Saturday, May 03, 2008

Being Thankful When Life Stinks

A week ago today I was lovin' life. I was feeling good, the weather was great, and I was getting things done. Saturday is really my only free day of the week, so when I'm in a groove, I'm a happy girl. But, about 9:30pm, the glorious day turned bad. I was doing my laundry, just two loads away from completion, and I heard my guest toilet gurgling. Being the drama queen that I am, I immediately assumed an animal was crawling up through the sewer into my home. I went in to check things out since that toilet hadn't been used all day and flushed. It wasn't working properly, so I decided to take matters into my own hands and plunge away. Still not working.

I'm far from gifted to deal with these kinds of issues and it's one of the many discouragements of being single. Even if I wasn't married to Harvey Handyman, I could at least let him handle it. I knew things weren't right when there was water seeping around my clean out plug in the garage. Back in December, I had a sewer back up and decided to call my neighbor, who was the culprit the last time. He said he wasn't having any plumbing issues. At that point, I should have called my Dad, but trying to be independent, I decided to solve this on my own, and boy, did I.

Grabbing the plunger, I was determined to clear out whatever plug was causing the problem. Look out neighbors, you may get a backup, but I'm taking control! I plunged like there was no tomorrow and voila, the toilet flushed! As I strutted proudly into the laundry room, I got a whiff of something that deeply concerned me. When I stepped to the door of my laundry room I saw a vision I hope never to see again. I fixed the toilet all right, and the plug, wherever it was, exploded into my laundry room. Imagine a baby elephant had a blow out in his diaper, and you've got a pretty good visual. I wanted to cry. I wished it had been an animal crawling up my sewer. And, at that point, I broke down and called my Dad.

We got it cleaned up (well, he did much more than I did) and a plumber came on Monday to clean out the plug in the sewer. It was about six feet from my house and could have come from anyone on the same line, but I was the lucky resident to suffer.

As I finally went to bed Saturday night at 2am, I really needed some encouragement. My life really did stink that night (literally) and I needed God to show me the blessings in my life as I lamented my singleness. And He did....

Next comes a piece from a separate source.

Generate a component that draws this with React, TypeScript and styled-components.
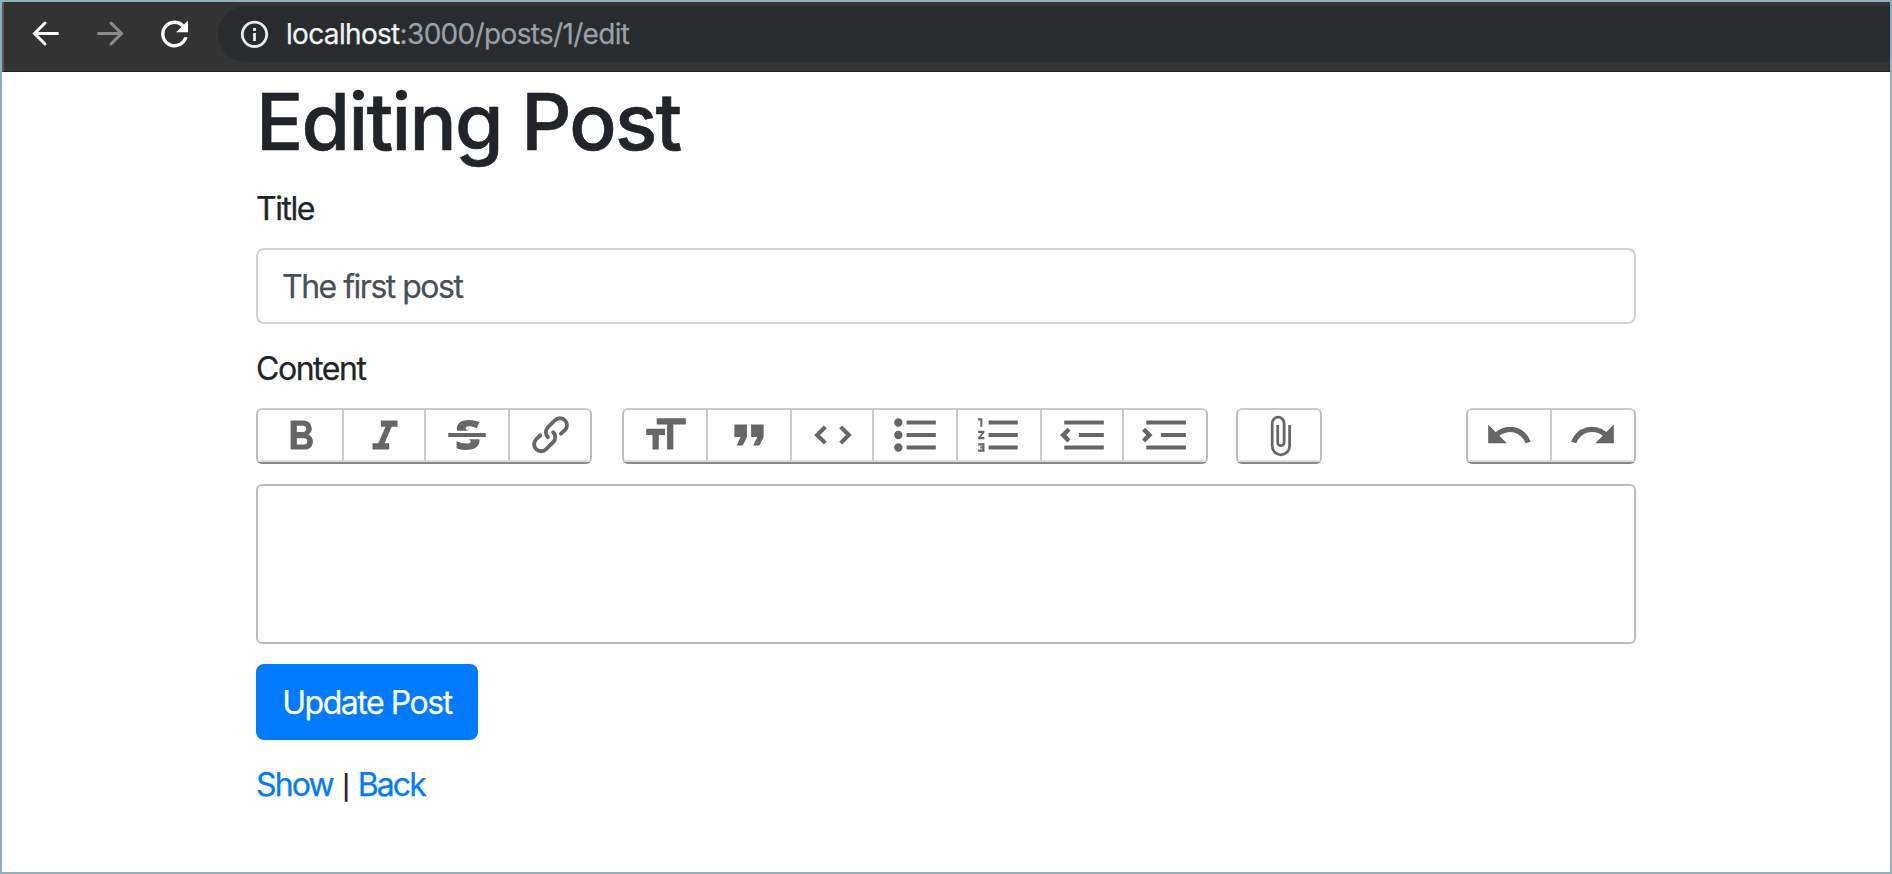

  • I have the best Dad in the world. He was the ultimate pooper scooper and didn't falter. No weak stomach, no complaints. Even though I spent the whole night apologizing for making this happen, he reassured me that it wasn't my fault, I was just trying to fix the problem. It reminds me once again why I'm still single - I've got an example in my Dad like none other. I don't know what I'd do without him.
  • One of my best friends, Beth, has a husband that looks out for me. When deer season started, he went out and bought me deer horns for my car and installed them. Beth had hit a deer before and knowing that I live in an area with wildlife (and that I visit them periodically in their wildlife home) he wanted to make sure I was safe. I'm so thankful for friends' husbands who think about their single sisters.
  • The night before the sewer backup, one of my fellow co-workers in college ministry, Suzanne, took me to dinner. It was such a sweet time and so good to get to know her since she and her husband have recently joined the team. She really blessed me by asking me "How can I minister to you as a single person?" Her encouraging words, and just realization that being single isn't easy, is something I rarely hear. I'm so thankful for moments like that when God appears through the flesh of a person to encourage and lift me up.
  • That same Saturday afternoon I was doing my semi-monthly grocery shopping. I ran into my Pastor and his wife at the store. As timing would have it, I was checking out right in front of them. When I finished, my Pastor asked if he could help me to my car. For a single gal who does all these kinds of things by myself, I was taken aback and said, "Well, sure, if you'd like to!" It's such a small thing but each time I go to the store, I load up my trunk, come home, unload and de-bag, just like everyone else in the known world. But, I never realized that others may have a mate to help them. I'm so thankful for the godly example of a husband my Pastor exhibits.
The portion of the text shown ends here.